Single out each line with the word "React" and copy it.
[START OF Data lines]
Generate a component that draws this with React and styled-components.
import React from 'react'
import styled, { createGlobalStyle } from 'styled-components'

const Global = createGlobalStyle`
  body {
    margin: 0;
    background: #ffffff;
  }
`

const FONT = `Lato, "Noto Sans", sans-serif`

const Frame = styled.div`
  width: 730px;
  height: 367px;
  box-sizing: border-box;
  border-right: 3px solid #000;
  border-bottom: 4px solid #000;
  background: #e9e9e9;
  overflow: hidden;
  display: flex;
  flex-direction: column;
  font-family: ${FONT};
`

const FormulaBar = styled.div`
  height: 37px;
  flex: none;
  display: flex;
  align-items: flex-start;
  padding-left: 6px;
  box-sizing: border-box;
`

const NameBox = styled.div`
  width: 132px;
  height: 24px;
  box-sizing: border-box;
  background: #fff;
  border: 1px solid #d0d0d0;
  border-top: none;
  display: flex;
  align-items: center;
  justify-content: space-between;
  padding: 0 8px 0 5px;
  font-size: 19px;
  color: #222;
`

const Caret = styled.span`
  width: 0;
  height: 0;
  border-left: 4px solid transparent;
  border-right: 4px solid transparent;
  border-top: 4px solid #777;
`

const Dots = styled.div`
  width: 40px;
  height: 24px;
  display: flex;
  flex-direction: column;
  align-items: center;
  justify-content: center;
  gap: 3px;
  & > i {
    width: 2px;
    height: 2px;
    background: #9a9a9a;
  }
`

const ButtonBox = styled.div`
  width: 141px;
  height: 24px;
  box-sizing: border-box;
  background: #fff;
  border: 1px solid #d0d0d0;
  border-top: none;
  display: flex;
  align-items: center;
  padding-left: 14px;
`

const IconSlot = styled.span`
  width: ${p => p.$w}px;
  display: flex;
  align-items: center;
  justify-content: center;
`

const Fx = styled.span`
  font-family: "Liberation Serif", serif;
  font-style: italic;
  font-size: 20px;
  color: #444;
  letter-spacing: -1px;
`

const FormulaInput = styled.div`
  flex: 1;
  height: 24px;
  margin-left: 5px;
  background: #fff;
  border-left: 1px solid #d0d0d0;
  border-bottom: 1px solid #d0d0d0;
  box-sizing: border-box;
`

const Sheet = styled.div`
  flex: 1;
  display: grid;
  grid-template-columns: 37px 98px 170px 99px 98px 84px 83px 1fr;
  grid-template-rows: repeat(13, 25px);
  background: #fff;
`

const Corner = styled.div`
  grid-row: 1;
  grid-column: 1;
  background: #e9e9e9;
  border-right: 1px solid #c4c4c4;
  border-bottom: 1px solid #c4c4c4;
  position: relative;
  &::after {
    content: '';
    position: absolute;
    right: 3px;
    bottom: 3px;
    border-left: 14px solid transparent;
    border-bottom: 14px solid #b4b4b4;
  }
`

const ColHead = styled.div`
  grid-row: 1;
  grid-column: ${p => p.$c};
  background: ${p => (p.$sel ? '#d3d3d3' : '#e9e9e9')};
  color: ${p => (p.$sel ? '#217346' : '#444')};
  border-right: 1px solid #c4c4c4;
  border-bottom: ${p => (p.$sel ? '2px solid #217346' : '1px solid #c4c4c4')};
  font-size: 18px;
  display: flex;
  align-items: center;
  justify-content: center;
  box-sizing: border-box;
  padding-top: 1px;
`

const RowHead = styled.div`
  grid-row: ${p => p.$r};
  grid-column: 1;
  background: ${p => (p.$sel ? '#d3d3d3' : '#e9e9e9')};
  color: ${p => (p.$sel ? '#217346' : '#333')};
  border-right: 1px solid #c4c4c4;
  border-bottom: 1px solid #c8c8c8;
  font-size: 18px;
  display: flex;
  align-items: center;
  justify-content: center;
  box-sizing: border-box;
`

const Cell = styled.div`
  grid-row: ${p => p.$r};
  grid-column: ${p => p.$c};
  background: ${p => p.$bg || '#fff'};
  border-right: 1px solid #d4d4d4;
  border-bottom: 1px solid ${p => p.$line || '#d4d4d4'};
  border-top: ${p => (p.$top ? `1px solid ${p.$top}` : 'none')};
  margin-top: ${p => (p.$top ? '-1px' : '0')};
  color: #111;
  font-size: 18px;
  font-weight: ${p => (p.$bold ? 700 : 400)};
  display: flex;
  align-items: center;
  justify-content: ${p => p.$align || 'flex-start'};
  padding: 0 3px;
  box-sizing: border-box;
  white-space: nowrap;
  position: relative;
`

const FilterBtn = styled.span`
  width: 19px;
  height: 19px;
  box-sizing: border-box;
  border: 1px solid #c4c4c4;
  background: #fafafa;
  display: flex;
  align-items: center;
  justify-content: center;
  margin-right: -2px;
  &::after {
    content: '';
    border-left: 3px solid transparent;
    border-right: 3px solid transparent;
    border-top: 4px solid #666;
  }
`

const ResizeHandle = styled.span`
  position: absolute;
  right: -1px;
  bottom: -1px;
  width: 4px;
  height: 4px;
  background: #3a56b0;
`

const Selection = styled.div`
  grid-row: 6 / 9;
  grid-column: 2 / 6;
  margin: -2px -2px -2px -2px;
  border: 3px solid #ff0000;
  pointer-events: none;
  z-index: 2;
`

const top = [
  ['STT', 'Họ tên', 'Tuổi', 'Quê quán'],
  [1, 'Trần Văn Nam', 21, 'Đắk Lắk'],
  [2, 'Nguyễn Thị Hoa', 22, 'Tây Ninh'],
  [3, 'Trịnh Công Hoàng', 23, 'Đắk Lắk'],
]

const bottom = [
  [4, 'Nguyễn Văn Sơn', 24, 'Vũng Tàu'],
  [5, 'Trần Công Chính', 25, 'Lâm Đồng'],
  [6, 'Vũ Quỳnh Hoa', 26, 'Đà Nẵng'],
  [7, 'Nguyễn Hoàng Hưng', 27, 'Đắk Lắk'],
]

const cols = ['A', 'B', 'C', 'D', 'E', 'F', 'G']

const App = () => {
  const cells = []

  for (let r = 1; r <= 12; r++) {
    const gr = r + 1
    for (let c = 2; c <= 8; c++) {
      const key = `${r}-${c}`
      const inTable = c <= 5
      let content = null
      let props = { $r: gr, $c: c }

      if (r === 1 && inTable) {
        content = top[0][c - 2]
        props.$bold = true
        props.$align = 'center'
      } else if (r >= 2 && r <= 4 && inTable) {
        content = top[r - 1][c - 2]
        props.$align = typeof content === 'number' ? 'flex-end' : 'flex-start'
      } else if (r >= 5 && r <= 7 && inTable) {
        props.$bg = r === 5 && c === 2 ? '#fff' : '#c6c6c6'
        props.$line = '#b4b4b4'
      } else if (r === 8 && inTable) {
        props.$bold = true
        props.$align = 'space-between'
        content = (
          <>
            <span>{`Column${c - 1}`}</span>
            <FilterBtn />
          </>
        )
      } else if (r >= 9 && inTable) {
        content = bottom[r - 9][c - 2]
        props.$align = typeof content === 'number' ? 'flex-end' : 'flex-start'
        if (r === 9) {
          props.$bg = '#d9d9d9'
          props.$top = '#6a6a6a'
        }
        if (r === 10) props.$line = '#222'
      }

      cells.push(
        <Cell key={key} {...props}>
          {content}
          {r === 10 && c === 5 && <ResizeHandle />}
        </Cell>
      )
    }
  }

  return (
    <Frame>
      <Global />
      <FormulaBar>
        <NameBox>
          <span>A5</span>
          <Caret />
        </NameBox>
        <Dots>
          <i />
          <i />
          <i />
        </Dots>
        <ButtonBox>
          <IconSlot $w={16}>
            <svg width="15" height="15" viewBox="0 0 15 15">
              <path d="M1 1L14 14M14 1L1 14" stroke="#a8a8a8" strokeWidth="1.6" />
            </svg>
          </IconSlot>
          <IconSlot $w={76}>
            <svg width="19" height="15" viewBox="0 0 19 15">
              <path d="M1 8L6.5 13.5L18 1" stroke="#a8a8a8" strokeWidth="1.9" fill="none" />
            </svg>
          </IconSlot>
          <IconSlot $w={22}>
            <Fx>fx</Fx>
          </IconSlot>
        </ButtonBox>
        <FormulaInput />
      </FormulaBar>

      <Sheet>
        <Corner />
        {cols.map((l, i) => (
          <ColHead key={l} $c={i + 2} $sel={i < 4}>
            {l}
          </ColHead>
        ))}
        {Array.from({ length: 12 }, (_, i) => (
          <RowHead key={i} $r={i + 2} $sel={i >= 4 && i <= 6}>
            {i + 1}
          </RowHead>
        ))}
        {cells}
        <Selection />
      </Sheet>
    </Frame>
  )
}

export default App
[END OF Data lines]
=== Correct result ===
Generate a component that draws this with React and styled-components.
import React from 'react'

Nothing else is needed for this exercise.